Under the circumstances presented, no reversible error is reflected by the closing argument. Where the same argument is made during the open argument by the State without objection, there is no error. 5 Tex. Jur.2d, Appeal and Error, Criminal Cases, Sec. 262. And no error is reflected in argument which has been invited by argument of defense counsel. Scarborough v. State, 171 Tex.Cr.R. 83, 344 S.W.2d 886; 5 Tex.Jur.2d, Appeal and Error, Criminal Cases, Sec. 438; 1 Branch's Ann.P.C., 2d ed., Sec. 383, p. 403.

This leaves only appellant Watts' challenge to the sufficiency of the evidence to sustain his conviction.

The complaining witness Harris was unable to make a positive identification of Watts, but related Watts "fits the description, the same height and the clean-cut attributes." He still was unable to make a positive identification when Watts' and Frison were arrested in his presence in Belton.

Rufus Daniels testified he was present at the Consumer Service Station in Waco about an hour or so after the instant offense when Watts entered that station and robbed the attendant at gunpoint.

Other testimony showed that the appellants were frequently together and were arrested in Temple on December 3, 1969, in possession of a pistol at 2:30 a. m.

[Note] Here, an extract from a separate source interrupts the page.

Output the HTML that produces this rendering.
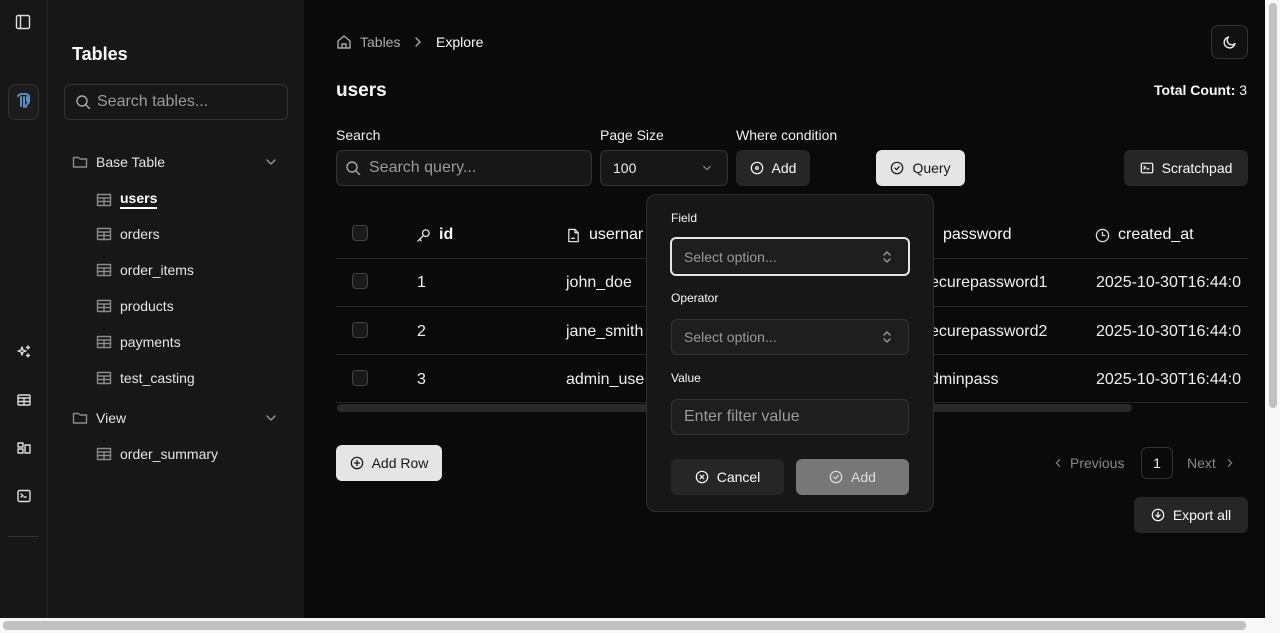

The court charged on the law of circumstantial evidence and the defense of alibi.

Viewing all the evidence in the light most favorable to the jury's verdict as we are required to do, we conclude the evidence was sufficient to sustain the verdict.

In Jones v. State, Tex.Cr.App., 442 S.W.2d 698, it was said:

"It is not necessary that every fact point independently and directly to the guilt of a defendant. It is enough if the conclusion of guilt is warranted by combined and cumulative force of all incriminating circumstances. Parish v. State, 85 Tex.Cr.R. 75, 209 S.W. 678; Finch v. State, 89 Tex.Cr.R. 363, 232 S.W. 528." See also Taylor v. State, 87 Tex.Cr.R. 330, 221 S.W. 611, 615.

Finding no reversible error, the judgments are affirmed.